Of course, Billy is still kind of a punk, and he might still grate on us moving forward, but there's at least a spark of potential now — and a theme with some serious legs. Artist Gary Frank is the other reason why this book might make you feel a little uneasy — his environments look stellar, with a weird free-association vibe coming from his Rock of Eternity, but his Captain Marvel does look a little creepy with his hulking muscles and gaping grin. I can understand the impulse to make him look less than the standard laid-back heroic, but with all that power behind him, maybe you need that to keep your readers resonating with their protagonist.
Combined with a nice teaser by Johns and Ethan Van Sciver reintroducing the Question — as well as teasing the upcoming "Trinity War," which will pit the strongest and the darkest hearts of the DCU against each other — and you have an effective entree point for new readers looking to get into DC's latest event. If Johns and company can take new spins on the tried-and-true DC icons, we're in for a real treat.

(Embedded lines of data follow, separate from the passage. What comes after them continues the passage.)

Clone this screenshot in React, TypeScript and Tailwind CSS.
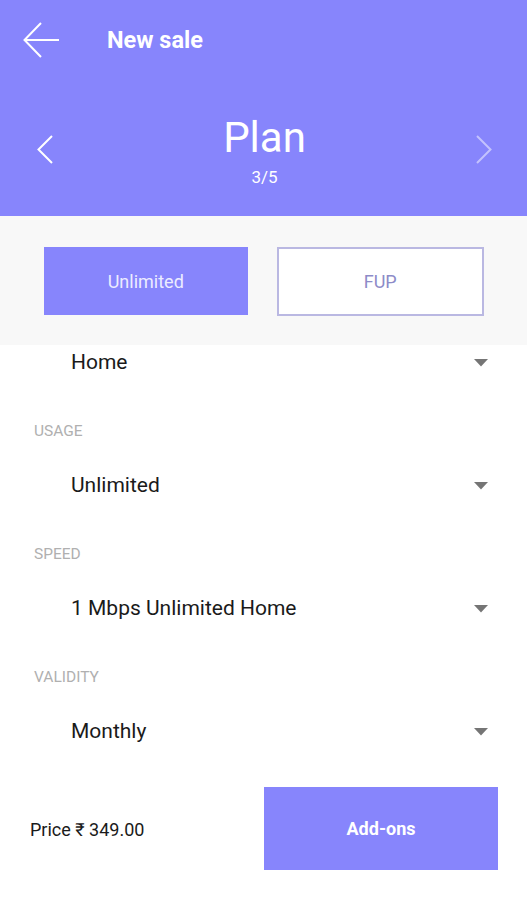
import React from 'react';

const fields = [
  { label: '', value: 'Home' },
  { label: 'USAGE', value: 'Unlimited' },
  { label: 'SPEED', value: '1 Mbps Unlimited Home' },
  { label: 'VALIDITY', value: 'Monthly' },
];

function Caret() {
  return (
    <svg width="14" height="8" viewBox="0 0 14 8">
      <path d="M0 0 L14 0 L7 7.5 Z" fill="#757575" />
    </svg>
  );
}

export default function App() {
  return (
    <div className="flex h-[900px] w-[527px] flex-col bg-white font-['Roboto',sans-serif]">
      {/* header */}
      <div className="flex h-[216px] flex-col bg-[#8785fc] text-white">
        <div className="flex h-[82px] items-center pl-[23px]">
          <svg width="37" height="36" viewBox="0 0 37 36" fill="none" stroke="white" strokeWidth="2" className="mt-[-2px]">
            <path d="M36 18 H2" />
            <path d="M18 1 L1.5 18 L18 35" />
          </svg>
          <span className="ml-[47px] text-[23.5px] font-bold">New sale</span>
        </div>
        <div className="mt-[32px] flex items-start justify-between px-[37px]">
          <svg width="16" height="29" viewBox="0 0 16 29" fill="none" stroke="white" strokeWidth="2" className="mt-[21px]">
            <path d="M15 1 L1.5 14.5 L15 28" />
          </svg>
          <div className="flex flex-col items-center">
            <span className="text-[42px] leading-[48px]">Plan</span>
            <span className="mt-[5px] text-[17px] leading-[20px]">3/5</span>
          </div>
          <svg width="16" height="29" viewBox="0 0 16 29" fill="none" stroke="white" strokeOpacity="0.5" strokeWidth="2" className="mr-[-2px] mt-[21px]">
            <path d="M1 1 L14.5 14.5 L1 28" />
          </svg>
        </div>
      </div>

      {/* plan type toggle */}
      <div className="flex h-[129px] items-start gap-[29px] bg-[#f8f8f8] pl-[44px] pr-[43px] pt-[31px]">
        <button className="flex h-[68px] flex-1 items-center justify-center bg-[#8785fc] text-[18px] text-[#ececff]">
          Unlimited
        </button>
        <button className="flex h-[69px] flex-1 items-center justify-center border-2 border-[#bab8e2] bg-white text-[18px] text-[#8d8bc8]">
          FUP
        </button>
      </div>

      {/* form */}
      <div className="flex flex-col pl-[34px] pr-[39px] pt-[1px]">
        {fields.map((f, i) => (
          <div key={i} className="flex flex-col">
            {f.label && (
              <div className="mt-[42px] flex h-[20px] items-center text-[15.5px] text-[#b0b0b0]">{f.label}</div>
            )}
            <div className={`flex h-[34px] items-center justify-between ${f.label ? 'mt-[27px]' : ''}`}>
              <span className="pl-[37px] text-[21px] text-[#1a1a1a]">{f.value}</span>
              <Caret />
            </div>
          </div>
        ))}
      </div>

      {/* footer */}
      <div className="mt-[38px] flex items-center justify-between pl-[30px] pr-[29px]">
        <span className="mt-[2px] text-[18px] text-[#1a1a1a]">Price ₹ 349.00</span>
        <button className="flex h-[83px] w-[234px] items-center justify-center bg-[#8785fc] text-[18px] font-bold text-white">
          Add-ons
        </button>
      </div>
    </div>
  );
}
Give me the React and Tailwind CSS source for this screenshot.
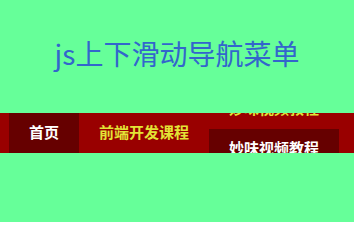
import React from 'react';

const items = [
    { label: '首页', width: 'w-[70px]', shift: '-translate-y-[40px]' },
    { label: '前端开发课程', width: 'w-[130px]', shift: 'translate-y-0' },
    { label: '妙味视频教程', width: 'w-[130px]', shift: '-translate-y-[24px]' },
];

export default function App() {
    return (
        <div className="w-full h-[222px] bg-[#66ff99] font-['Noto_Sans_CJK_SC',sans-serif]">
            <div className="h-[113px] pt-[33px]">
                <h1 className="text-center text-[28px] leading-[40px] font-normal text-[#3366cc]">js上下滑动导航菜单</h1>
            </div>
            <nav className="h-[40px] bg-[#990000]">
                <ul className="flex h-full pl-[9px]">
                    {items.map((item) => (
                        <li key={item.label} className={`${item.width} h-[40px] overflow-hidden cursor-pointer`}>
                            <div className={`flex flex-col ${item.shift}`}>
                                {/* 默认状态 */}
                                <span className="h-[40px] pb-[2px] flex items-center justify-center text-[15px] font-bold text-[#e3e336]">{item.label}</span>
                                {/* 滑上来的状态 */}
                                <span className="h-[40px] pb-[2px] flex items-center justify-center text-[15px] font-bold text-white bg-[#660000]">{item.label}</span>
                            </div>
                        </li>
                    ))}
                </ul>
            </nav>
        </div>
    );
}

Ultimate Comics The Ultimates #15
Written by Sam Humphries
Art by Phillip Tan, Terry Pallot, Ifansyah Noor, Andres Mossa and Jesus Aburtov
Lettering by Clayton Cowles
Published by Marvel Comics
Review by David Pepose
'Rama Rating: 3 out of 10
There's escapism... and then there's pure fantasy.
You can probably imagine which of the two categories President Captain America falls into.
If you've been reading any number of publications, from your friendly neighborhood Newsarama all the way up to the Washington Post, you probably have heard the news that in Marvel's Ultimate Universe, Captain America is getting himself a promotion to commander-in-chief.
If that idea tickles your fancy on a conceptual level, maybe Ultimate Comics The Ultimates #15 will stand out to you. To me, however, I feel like this comic could have used another pass. Failing to take a stand on the actual political or electoral state of our country, this comic tries to earn its big dramatic moment but fails to win hearts and minds with its empty action sequences.
Capped by a lengthy afterword from editor Mark Paniccia, it's amazing to see how far afield the Ultimates have gone. Brian Michael Bendis and Mark Millar originally established a world that felt revitalized because it was the world right outside our window, a world that treated these wonders and horrors as something new. In the mainstream Marvel Universe, a rampage by the Hulk is an ordinary Tuesday, but for the Ultimates, it's a national tragedy.
So maybe the overall "Divided We Fall" storyline — with its fractured United States split literally into feudal nation-states — suffers from a lack of scale and imagination. If the world we knew really suffered a blow so traumatizing that it would split up the country, the U.S. would look positively post-apocalyptic, with a national hysteria that would be almost too great to imagine. Yet writer Sam Humphries' take seems almost too tame, too small, as Captain America struggles to decide whether or not he will venture into now-foreign territory to rescue civilians from a horde of killer drone robots. This world still has working infrastructure, food, electricity, 24-hour news stations — there's suspension of disbelief, and then there's this, and it's hard to take the stakes at their value when things, to be honest, don't look as bad as they should.
This also extends to the artwork. Artist Phillip Tan is at his best with the action sequences, which lovingly linger on Captain America like a demigod of the battlefield, leaping and dodging and defending civilians like nobody's business. While occasionally Cap seems to tower over the people he saves, Tan does a good job channeling a larger-than-life persona that feels at home with the Avengers movie, to be honest.
That said, it's the rest of the world that Tan still has issues with. Many of his other characters, including the Black Widow and Hawkeye, feel sketchy in their features, and Tan's establishing shots of both characters and locations are always distance shots, which really minimize their impact. But the big problem here is, again, the lack of scale or imagination — this world looks too neat, too safe to be in the throes of a civil war. The infrastructure looks too clean, the skies (colored in by a trio of colorists) look too bright.
When the stage fits the story poorly, you stop believing the story. When you then add in logical leaps like a bus being the sole means of controlling a drone army or Captain America winning a national write-in presidential vote based just on battle footage, and you wonder what happened to the ultra-realistic world of the Ultimates. Because instead of the potential for some really incisive commentary on our jaded, connected, dysfunctional world, what we have in its place is a naked piece of fan service.